Persistent pain in the pelvic region (between the hips) that lasts more than three to six months is defined as chronic pelvic pain. It tends to affect women more frequently than men, with nearly 1 in 7 women reporting they suffer pelvic pain.[i] It may be the symptom of another condition or may also arise as a result of trauma from a previous surgery, fall or accident.
Chronic pelvic pain can take several forms. It might be sharp or be a dull ache. It might be constant or intermittent. Some people report a feeling of pressure or heaviness in the pelvis. It often becomes worse after standing for long periods of time.
Causes of Chronic Pelvic Pain
· Chronic Pelvic Inflammatory Disease: Long-term infections can scar pelvic organs and cause pain.
· Endometriosis: This occurs when tissue from the lining of the uterus grows outside the organ and leads to painful cysts and fibrous bands of scar tissue.
· Fibroid Tumors: These are noncancerous growths on the uterus that create a feeling of pressure or heaviness in the lower abdomen.
· Musculoskeletal Issues: Conditions such as fibromyalgia, pelvic floor muscle tension or hernias that involve the bones, joints and connective tissues of the musculoskeletal system can result in chronic pelvic pain.

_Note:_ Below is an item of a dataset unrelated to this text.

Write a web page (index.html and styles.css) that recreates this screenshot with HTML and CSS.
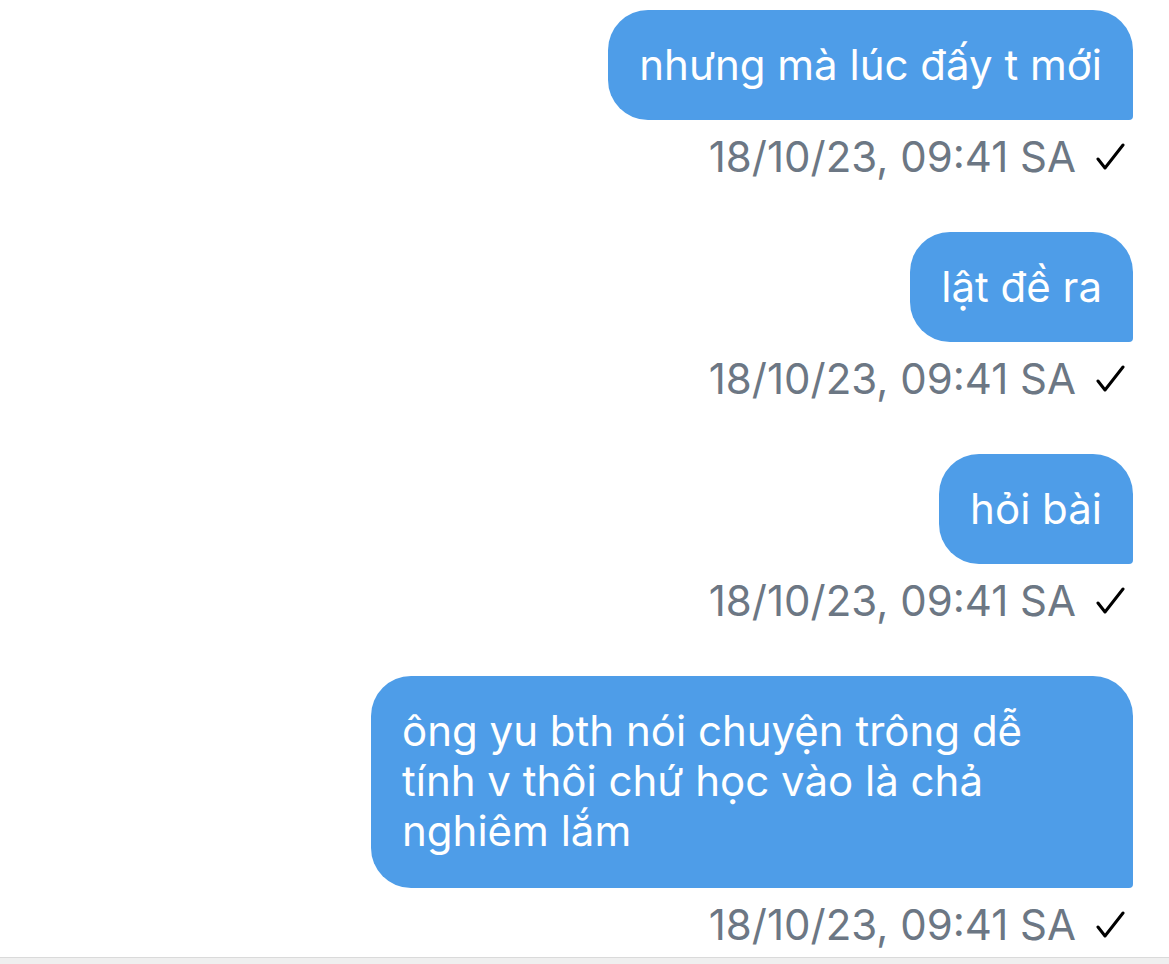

· Irritable Bowel Syndrome (IBS): The bloating, constipation or diarrhea that accompany IBS can result in pelvic pain and pressure.
· Psychological Factors: Depression, chronic fatigue syndrome, chronic stress or posttraumatic stress disorder (PTSD) can contribute to pelvic pain, as can a history of sexual or physical abuse.
Once the source of pain has been identified, there are a number of potential treatments that can be offered to address the pain. They include:
· Medications: Treatment often begins with over-the-counter anti-inflammatories, such as ibuprofen. If that fails to bring relief, other options include prescription steroids, anticonvulsants, antidepressants or if applicable, hormone therapy.
· Physical therapy: Stretching exercises, massage and other relaxation techniques may improve chronic pelvic pain. Physical therapists may also use transcutaneous electrical nerve stimulation (TENS) to deliver electrical impulses to nearby nerve pathways to target specific pain points.
· Behavioral therapy: Professional counseling, biofeedback and cognitive behavioral therapy can provide coping strategies for dealing with the pain.
· Interventional Techniques: These include trigger point injections that deliver a long-acting anesthetic to the pain (trigger) points to alleviate the discomfort. Other options include injections to block the pain generated by the specific nerves that supply the colon, bladder, lower intestines, uterus or ovaries or coccyx (tailbone).
· Spinal Cord and Peripheral Nerve Stimulation: These minimally invasive procedures involve the implantation of a device that blocks nerve pathways to interrupt pain signals to the brain.
Patients who have not achieved relief from their pain after visiting their primary care physicians should ask for a referral to a skilled pain medicine practitioner. As specialists in pain management, they possess the knowledge and expertise to offer the best options for the resolution or reduction of chronic pelvic pain.